WHAT THE TASK ASKS
Reproduce all the lines exactly as they stand, apart from the pictures.

** begin **

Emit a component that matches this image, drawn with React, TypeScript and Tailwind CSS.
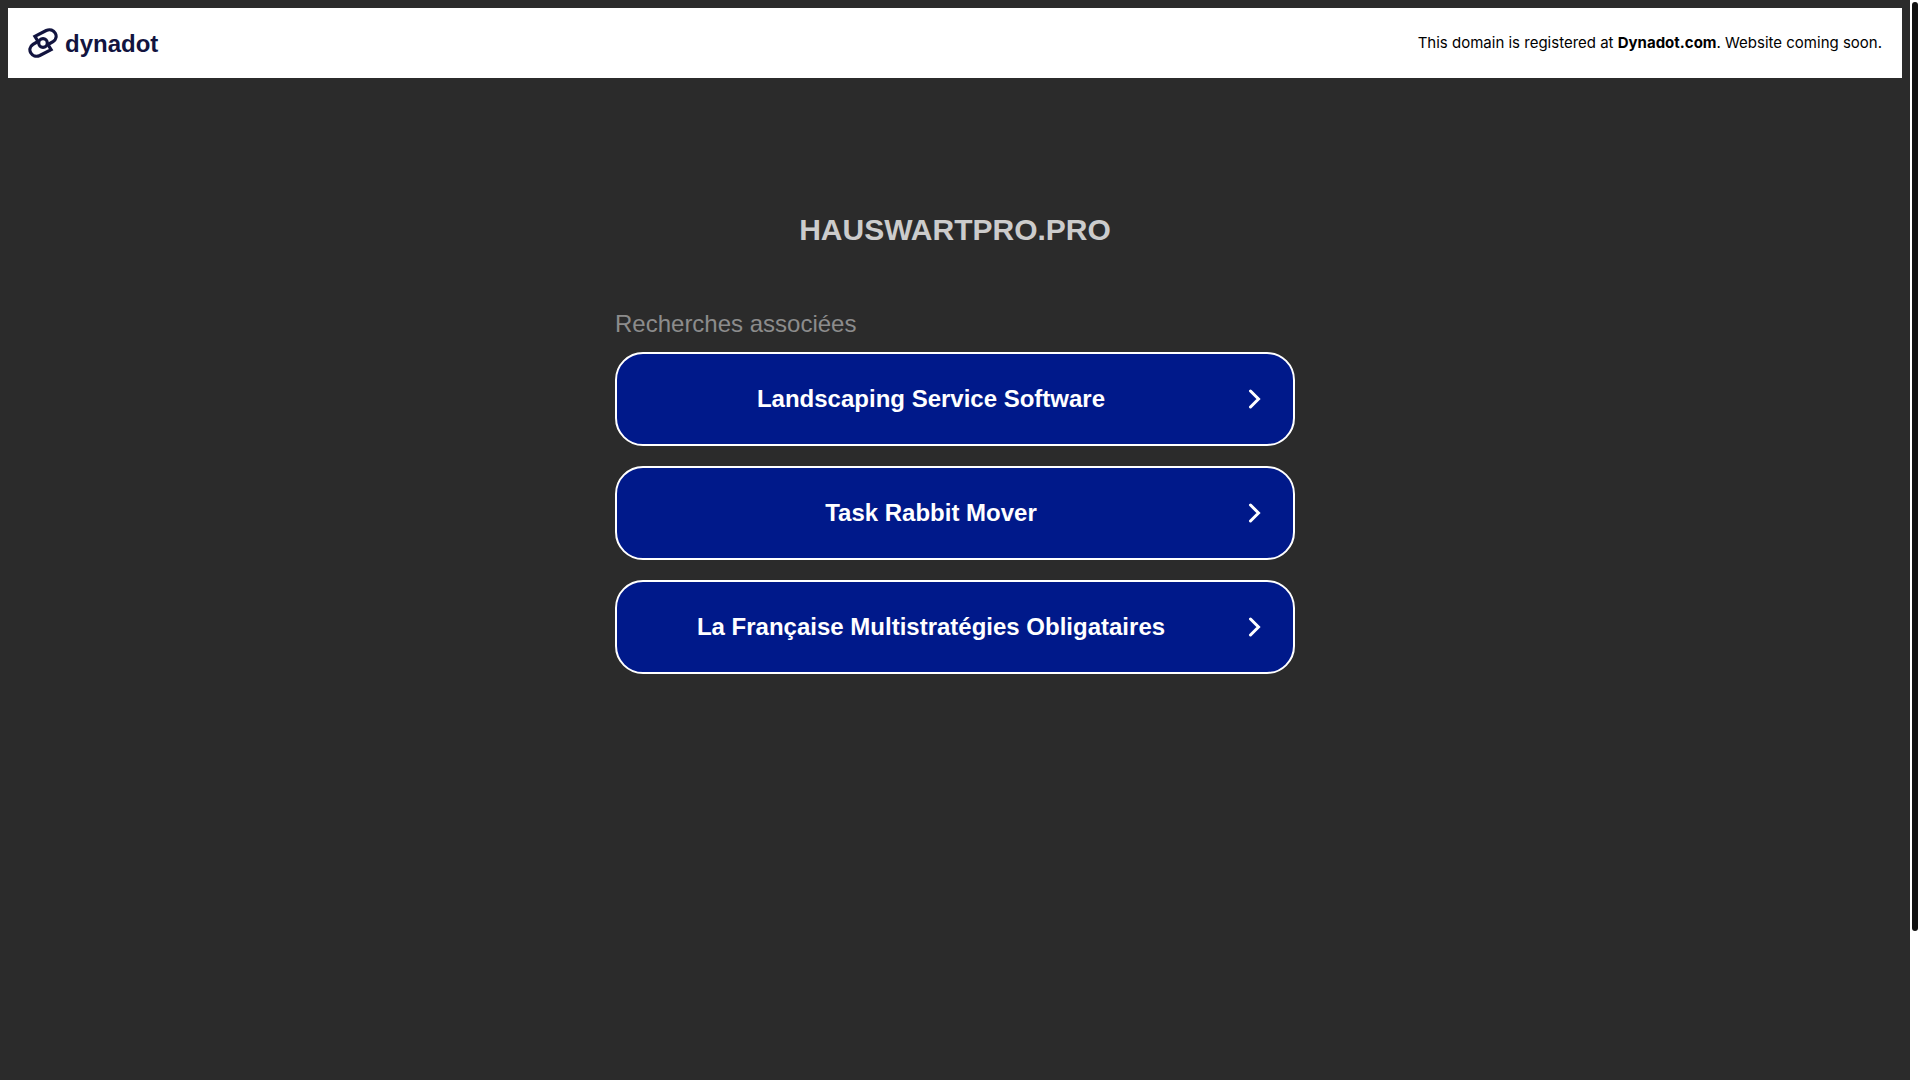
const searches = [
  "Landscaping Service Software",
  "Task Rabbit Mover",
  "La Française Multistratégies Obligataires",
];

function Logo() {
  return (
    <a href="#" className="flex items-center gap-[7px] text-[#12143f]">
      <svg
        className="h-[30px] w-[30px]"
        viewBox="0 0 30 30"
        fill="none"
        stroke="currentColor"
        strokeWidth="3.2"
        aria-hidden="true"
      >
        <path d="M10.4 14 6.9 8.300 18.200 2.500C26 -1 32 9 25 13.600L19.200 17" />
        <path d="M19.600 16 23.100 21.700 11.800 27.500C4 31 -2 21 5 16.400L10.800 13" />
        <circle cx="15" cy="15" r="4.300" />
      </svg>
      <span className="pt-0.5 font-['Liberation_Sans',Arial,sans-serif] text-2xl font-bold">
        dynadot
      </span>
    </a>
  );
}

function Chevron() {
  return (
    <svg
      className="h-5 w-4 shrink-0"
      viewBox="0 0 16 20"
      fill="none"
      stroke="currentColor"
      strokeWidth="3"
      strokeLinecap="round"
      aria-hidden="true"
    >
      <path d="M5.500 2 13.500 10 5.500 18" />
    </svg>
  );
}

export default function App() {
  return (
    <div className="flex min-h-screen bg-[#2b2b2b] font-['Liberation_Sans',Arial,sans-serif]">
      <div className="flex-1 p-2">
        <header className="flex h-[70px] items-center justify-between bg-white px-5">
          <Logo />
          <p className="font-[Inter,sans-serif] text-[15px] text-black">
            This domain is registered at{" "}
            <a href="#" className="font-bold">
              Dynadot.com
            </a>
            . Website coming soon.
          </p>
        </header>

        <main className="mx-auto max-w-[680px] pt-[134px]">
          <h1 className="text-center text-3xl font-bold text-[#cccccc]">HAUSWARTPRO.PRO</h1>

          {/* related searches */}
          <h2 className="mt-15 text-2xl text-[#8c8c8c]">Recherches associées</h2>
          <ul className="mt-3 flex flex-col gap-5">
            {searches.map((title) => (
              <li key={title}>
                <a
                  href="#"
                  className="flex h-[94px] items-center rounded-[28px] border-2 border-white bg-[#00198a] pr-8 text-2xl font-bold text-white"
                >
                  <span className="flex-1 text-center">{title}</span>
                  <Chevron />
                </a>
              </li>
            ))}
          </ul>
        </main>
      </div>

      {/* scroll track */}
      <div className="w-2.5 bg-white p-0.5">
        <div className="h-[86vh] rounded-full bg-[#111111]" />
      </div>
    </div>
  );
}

** end **

WRITTEN ANSWER
Emit a component that matches this image, drawn with React, TypeScript and Tailwind CSS.
const searches = [
  "Landscaping Service Software",
  "Task Rabbit Mover",
  "La Française Multistratégies Obligataires",
];

function Logo() {
  return (
    <a href="#" className="flex items-center gap-[7px] text-[#12143f]">
      <svg
        className="h-[30px] w-[30px]"
        viewBox="0 0 30 30"
        fill="none"
        stroke="currentColor"
        strokeWidth="3.2"
        aria-hidden="true"
      >
        <path d="M10.4 14 6.9 8.300 18.200 2.500C26 -1 32 9 25 13.600L19.200 17" />
        <path d="M19.600 16 23.100 21.700 11.800 27.500C4 31 -2 21 5 16.400L10.800 13" />
        <circle cx="15" cy="15" r="4.300" />
      </svg>
      <span className="pt-0.5 font-['Liberation_Sans',Arial,sans-serif] text-2xl font-bold">
        dynadot
      </span>
    </a>
  );
}

function Chevron() {
  return (
    <svg
      className="h-5 w-4 shrink-0"
      viewBox="0 0 16 20"
      fill="none"
      stroke="currentColor"
      strokeWidth="3"
      strokeLinecap="round"
      aria-hidden="true"
    >
      <path d="M5.500 2 13.500 10 5.500 18" />
    </svg>
  );
}

export default function App() {
  return (
    <div className="flex min-h-screen bg-[#2b2b2b] font-['Liberation_Sans',Arial,sans-serif]">
      <div className="flex-1 p-2">
        <header className="flex h-[70px] items-center justify-between bg-white px-5">
          <Logo />
          <p className="font-[Inter,sans-serif] text-[15px] text-black">
            This domain is registered at{" "}
            <a href="#" className="font-bold">
              Dynadot.com
            </a>
            . Website coming soon.
          </p>
        </header>

        <main className="mx-auto max-w-[680px] pt-[134px]">
          <h1 className="text-center text-3xl font-bold text-[#cccccc]">HAUSWARTPRO.PRO</h1>

          {/* related searches */}
          <h2 className="mt-15 text-2xl text-[#8c8c8c]">Recherches associées</h2>
          <ul className="mt-3 flex flex-col gap-5">
            {searches.map((title) => (
              <li key={title}>
                <a
                  href="#"
                  className="flex h-[94px] items-center rounded-[28px] border-2 border-white bg-[#00198a] pr-8 text-2xl font-bold text-white"
                >
                  <span className="flex-1 text-center">{title}</span>
                  <Chevron />
                </a>
              </li>
            ))}
          </ul>
        </main>
      </div>

      {/* scroll track */}
      <div className="w-2.5 bg-white p-0.5">
        <div className="h-[86vh] rounded-full bg-[#111111]" />
      </div>
    </div>
  );
}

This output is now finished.